[Start of PROVIDED DATA]

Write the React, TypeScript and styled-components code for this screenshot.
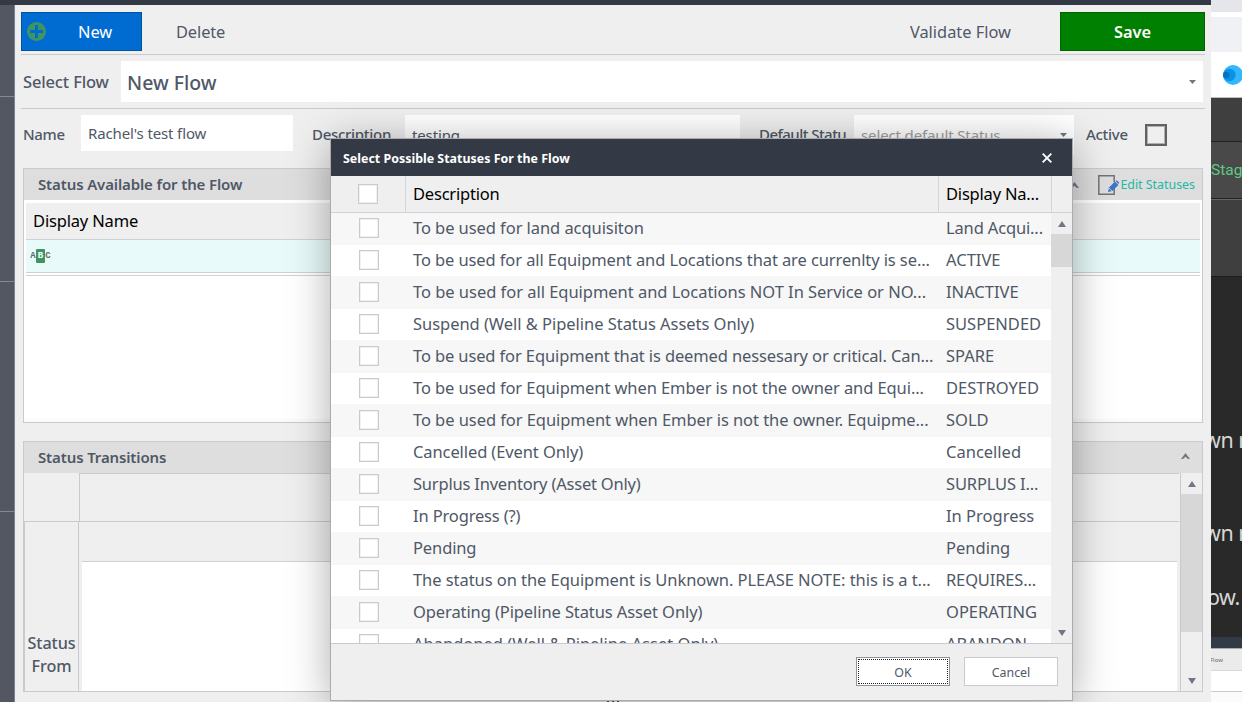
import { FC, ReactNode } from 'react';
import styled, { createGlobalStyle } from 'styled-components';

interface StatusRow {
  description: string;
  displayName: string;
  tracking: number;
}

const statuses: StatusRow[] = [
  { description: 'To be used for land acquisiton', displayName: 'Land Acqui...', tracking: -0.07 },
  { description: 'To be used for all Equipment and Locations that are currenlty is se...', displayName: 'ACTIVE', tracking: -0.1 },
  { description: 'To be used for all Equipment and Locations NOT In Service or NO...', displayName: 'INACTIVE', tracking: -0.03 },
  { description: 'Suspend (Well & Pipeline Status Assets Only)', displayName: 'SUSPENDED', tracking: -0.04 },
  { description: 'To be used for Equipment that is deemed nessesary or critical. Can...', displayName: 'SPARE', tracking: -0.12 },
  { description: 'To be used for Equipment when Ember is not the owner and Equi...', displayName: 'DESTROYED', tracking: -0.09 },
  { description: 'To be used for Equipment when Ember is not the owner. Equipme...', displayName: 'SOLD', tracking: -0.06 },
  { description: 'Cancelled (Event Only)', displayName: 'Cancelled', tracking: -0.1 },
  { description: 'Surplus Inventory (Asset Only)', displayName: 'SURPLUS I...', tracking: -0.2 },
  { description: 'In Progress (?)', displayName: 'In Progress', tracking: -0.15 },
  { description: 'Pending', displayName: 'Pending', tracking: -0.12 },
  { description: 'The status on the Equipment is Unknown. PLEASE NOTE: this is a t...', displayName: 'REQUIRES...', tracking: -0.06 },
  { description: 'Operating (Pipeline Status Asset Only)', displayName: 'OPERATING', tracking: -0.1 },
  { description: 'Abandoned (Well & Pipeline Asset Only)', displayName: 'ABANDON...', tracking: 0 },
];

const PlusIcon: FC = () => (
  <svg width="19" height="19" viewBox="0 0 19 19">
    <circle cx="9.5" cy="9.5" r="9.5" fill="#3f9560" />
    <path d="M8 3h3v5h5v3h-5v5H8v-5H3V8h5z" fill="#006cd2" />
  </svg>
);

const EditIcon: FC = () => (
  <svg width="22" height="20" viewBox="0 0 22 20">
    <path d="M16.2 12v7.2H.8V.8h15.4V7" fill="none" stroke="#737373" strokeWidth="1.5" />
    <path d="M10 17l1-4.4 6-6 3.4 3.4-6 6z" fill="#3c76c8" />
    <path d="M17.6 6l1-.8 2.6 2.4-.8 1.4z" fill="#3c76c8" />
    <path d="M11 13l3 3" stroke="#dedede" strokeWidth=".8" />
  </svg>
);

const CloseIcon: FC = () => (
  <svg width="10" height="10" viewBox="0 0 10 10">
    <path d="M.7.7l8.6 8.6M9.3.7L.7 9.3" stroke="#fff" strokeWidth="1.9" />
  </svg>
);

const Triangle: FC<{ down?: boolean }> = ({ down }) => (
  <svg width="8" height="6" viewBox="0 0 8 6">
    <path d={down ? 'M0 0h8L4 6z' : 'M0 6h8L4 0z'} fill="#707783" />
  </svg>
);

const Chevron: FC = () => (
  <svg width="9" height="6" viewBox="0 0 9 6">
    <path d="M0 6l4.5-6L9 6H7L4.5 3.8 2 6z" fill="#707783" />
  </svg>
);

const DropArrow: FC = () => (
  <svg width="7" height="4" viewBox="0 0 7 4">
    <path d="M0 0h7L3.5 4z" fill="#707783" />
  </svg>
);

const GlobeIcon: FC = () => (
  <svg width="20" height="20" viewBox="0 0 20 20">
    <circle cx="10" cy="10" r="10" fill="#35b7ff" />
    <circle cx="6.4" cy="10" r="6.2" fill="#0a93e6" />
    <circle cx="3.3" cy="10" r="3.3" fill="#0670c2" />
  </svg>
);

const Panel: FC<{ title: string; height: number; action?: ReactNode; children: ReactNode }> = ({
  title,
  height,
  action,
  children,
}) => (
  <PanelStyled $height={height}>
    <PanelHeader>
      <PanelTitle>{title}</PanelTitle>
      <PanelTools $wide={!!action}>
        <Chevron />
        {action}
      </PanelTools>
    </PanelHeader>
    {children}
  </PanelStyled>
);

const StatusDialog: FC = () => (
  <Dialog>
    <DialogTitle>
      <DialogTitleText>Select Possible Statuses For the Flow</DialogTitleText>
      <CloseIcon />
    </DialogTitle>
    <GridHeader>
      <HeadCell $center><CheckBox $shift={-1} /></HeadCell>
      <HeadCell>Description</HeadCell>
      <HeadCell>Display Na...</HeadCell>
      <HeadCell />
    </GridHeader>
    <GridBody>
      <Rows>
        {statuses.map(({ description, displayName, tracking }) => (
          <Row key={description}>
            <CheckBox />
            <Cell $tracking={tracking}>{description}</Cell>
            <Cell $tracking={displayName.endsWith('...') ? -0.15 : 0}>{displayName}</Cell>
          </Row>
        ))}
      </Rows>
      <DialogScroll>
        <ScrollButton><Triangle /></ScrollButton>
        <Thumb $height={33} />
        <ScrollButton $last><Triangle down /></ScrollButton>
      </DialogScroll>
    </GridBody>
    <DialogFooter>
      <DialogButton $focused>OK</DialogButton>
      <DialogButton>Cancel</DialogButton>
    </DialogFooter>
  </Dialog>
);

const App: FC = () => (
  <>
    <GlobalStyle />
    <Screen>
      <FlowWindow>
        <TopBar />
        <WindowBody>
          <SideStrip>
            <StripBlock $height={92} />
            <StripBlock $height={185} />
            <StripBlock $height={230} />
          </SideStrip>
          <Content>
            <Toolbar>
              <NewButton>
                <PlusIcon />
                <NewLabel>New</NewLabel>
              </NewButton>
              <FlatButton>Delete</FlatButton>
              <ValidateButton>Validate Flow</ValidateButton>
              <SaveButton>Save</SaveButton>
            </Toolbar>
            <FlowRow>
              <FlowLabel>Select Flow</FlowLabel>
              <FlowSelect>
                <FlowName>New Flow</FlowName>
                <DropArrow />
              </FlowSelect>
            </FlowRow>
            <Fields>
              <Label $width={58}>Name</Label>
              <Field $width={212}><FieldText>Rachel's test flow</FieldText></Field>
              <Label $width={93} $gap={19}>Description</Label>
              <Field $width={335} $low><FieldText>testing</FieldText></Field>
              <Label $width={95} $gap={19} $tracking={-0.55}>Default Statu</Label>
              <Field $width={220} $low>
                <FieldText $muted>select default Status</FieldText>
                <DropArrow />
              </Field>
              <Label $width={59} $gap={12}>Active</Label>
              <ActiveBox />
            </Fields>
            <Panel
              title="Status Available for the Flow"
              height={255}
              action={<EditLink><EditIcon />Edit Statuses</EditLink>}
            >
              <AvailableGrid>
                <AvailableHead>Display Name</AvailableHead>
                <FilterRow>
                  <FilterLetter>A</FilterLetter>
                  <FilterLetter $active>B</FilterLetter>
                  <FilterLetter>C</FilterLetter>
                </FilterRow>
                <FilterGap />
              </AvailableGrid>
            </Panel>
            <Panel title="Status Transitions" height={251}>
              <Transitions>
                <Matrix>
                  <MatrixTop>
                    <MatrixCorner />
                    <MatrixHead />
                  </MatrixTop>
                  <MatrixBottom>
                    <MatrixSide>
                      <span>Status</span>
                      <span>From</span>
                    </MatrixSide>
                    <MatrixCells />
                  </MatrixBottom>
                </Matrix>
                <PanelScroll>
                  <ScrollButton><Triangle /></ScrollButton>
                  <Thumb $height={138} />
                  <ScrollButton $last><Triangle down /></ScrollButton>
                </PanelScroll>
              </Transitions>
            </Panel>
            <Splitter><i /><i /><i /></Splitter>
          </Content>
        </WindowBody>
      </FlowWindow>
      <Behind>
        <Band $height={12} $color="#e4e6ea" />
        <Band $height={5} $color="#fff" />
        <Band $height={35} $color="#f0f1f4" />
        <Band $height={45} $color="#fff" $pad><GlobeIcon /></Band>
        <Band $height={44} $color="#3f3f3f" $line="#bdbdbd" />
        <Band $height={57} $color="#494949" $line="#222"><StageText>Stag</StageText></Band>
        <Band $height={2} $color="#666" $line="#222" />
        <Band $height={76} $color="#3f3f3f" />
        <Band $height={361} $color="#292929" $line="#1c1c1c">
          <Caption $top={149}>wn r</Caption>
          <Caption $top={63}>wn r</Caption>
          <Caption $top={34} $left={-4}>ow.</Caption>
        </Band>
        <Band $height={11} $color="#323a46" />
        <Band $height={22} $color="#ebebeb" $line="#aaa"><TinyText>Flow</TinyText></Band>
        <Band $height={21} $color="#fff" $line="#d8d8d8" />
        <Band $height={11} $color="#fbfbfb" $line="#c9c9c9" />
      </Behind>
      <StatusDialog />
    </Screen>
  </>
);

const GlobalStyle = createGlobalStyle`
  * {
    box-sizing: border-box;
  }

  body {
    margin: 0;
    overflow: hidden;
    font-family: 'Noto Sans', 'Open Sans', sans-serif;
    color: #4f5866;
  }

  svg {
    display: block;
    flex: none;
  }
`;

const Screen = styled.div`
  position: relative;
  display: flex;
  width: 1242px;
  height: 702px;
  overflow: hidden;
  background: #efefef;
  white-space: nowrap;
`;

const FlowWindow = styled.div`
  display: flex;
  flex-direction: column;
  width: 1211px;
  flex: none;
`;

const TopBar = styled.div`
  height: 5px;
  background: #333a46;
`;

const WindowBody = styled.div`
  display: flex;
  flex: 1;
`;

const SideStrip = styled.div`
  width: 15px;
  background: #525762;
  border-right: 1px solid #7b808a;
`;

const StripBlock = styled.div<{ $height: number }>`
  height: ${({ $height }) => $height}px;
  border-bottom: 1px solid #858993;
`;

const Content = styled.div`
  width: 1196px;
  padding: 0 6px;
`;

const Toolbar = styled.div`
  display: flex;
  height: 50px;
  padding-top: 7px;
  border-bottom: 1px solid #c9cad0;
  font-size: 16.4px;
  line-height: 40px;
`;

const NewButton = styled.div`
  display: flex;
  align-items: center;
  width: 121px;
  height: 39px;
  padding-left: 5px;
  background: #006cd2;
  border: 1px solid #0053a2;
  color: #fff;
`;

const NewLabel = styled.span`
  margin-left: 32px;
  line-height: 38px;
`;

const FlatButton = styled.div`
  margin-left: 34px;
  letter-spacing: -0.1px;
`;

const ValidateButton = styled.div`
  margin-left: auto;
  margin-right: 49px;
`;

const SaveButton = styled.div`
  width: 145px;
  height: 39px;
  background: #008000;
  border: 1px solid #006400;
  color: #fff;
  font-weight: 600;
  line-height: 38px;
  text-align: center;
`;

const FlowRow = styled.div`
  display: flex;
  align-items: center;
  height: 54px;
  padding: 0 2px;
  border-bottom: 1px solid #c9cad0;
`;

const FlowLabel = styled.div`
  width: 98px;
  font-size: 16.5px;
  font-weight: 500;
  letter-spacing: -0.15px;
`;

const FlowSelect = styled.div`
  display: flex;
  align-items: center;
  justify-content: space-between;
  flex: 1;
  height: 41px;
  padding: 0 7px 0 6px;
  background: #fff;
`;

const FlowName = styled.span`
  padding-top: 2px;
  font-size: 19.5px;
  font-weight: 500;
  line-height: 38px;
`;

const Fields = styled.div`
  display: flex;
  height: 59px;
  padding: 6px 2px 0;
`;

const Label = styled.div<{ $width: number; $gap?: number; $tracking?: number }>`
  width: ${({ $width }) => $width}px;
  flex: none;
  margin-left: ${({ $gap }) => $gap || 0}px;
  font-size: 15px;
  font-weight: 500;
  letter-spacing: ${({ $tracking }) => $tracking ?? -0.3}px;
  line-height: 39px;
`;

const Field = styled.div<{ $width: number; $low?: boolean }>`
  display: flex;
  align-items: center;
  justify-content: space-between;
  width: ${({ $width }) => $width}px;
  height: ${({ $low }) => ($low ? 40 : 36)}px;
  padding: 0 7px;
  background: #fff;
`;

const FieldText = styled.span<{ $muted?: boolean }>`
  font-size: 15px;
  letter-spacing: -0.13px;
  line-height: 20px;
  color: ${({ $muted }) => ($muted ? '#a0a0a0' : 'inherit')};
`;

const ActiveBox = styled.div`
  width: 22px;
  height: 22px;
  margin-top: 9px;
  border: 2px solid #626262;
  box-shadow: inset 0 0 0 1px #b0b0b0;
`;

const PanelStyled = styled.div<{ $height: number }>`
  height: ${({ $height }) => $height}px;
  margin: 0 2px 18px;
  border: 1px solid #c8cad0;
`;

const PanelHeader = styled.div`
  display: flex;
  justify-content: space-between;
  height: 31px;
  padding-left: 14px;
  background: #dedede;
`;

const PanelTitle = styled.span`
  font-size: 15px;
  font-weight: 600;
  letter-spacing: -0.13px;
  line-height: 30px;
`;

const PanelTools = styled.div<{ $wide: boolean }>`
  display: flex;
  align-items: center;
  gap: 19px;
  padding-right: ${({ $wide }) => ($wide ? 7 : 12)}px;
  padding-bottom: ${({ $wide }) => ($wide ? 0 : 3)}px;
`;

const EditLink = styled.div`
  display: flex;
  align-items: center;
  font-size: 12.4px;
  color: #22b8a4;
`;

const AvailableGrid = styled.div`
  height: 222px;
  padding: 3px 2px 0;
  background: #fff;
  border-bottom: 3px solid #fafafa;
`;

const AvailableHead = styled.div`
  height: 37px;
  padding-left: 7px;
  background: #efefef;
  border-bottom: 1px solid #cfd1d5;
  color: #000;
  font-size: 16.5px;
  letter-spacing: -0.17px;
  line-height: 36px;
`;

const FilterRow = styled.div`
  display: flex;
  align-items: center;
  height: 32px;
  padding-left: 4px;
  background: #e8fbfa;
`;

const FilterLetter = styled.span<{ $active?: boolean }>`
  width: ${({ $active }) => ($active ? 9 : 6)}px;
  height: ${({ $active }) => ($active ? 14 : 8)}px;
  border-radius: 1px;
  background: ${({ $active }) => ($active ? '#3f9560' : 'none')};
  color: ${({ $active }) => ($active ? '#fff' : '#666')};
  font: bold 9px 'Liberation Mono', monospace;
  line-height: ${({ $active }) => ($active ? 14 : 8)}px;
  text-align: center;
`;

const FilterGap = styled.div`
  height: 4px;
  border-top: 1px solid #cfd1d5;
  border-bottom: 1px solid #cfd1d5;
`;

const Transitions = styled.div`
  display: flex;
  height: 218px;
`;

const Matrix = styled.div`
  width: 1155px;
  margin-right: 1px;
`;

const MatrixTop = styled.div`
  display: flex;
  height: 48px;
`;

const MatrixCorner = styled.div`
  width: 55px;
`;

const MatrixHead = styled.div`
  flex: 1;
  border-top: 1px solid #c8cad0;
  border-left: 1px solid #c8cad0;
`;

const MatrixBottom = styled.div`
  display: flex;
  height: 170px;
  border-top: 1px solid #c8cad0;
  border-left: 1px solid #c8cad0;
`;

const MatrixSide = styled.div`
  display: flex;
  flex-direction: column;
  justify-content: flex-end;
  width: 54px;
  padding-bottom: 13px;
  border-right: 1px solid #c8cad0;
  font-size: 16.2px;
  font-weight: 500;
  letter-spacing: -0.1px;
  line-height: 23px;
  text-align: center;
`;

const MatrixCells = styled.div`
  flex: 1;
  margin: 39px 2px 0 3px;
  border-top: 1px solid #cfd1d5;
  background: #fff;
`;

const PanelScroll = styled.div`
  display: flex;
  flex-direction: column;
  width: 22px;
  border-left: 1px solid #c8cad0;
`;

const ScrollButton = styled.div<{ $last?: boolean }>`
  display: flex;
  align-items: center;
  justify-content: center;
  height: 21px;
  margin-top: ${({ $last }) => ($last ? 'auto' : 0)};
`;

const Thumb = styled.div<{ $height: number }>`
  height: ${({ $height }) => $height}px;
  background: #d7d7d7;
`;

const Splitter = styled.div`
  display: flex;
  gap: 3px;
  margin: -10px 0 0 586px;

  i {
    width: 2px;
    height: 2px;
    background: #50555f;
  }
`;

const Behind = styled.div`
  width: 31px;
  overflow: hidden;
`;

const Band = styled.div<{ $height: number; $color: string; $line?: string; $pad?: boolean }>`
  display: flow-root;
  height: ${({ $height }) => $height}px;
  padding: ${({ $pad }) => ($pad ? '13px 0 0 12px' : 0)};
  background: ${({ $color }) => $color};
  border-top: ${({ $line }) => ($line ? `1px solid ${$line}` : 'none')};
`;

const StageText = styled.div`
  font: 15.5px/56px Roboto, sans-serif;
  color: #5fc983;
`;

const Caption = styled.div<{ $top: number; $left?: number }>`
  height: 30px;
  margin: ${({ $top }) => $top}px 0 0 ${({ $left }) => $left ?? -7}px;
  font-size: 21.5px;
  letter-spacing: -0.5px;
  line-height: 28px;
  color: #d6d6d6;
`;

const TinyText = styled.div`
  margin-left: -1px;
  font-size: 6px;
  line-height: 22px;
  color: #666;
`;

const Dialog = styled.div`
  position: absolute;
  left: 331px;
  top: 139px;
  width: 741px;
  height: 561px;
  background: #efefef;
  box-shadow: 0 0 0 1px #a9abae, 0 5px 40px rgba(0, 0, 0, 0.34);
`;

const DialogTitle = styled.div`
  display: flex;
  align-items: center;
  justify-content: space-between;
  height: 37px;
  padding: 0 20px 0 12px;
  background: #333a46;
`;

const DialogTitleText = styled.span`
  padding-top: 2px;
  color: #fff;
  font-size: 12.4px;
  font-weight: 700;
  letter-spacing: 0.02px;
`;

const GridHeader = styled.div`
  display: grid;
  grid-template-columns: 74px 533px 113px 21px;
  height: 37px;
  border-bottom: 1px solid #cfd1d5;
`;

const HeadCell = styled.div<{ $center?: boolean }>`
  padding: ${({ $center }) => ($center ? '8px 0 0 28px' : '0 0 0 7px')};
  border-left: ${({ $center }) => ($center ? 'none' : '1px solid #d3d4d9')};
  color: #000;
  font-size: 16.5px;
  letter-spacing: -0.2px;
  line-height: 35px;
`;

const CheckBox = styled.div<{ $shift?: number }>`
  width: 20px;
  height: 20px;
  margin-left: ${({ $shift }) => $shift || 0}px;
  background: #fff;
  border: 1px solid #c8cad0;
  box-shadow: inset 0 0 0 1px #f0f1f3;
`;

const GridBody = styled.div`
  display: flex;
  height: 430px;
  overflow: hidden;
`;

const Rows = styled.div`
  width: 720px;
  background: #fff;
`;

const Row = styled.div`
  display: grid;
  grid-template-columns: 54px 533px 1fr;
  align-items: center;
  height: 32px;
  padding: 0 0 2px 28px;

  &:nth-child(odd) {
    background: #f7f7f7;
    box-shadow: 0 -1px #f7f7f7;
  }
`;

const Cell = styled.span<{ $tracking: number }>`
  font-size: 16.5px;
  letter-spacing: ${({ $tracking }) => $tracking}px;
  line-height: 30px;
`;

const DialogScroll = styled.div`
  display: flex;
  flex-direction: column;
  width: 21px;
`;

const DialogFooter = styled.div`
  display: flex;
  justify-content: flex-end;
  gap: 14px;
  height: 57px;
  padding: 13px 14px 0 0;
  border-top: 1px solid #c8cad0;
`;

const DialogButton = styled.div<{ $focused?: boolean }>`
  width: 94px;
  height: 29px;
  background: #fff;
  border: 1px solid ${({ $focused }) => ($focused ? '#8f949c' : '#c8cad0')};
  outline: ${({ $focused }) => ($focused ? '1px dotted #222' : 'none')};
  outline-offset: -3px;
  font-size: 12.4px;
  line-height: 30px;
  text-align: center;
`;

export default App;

[End of PROVIDED DATA]

[SHORT TASK] Count the lines of the data that contain the string "this", and reply with that number alone.

[ANSWER TO THE TASK] 2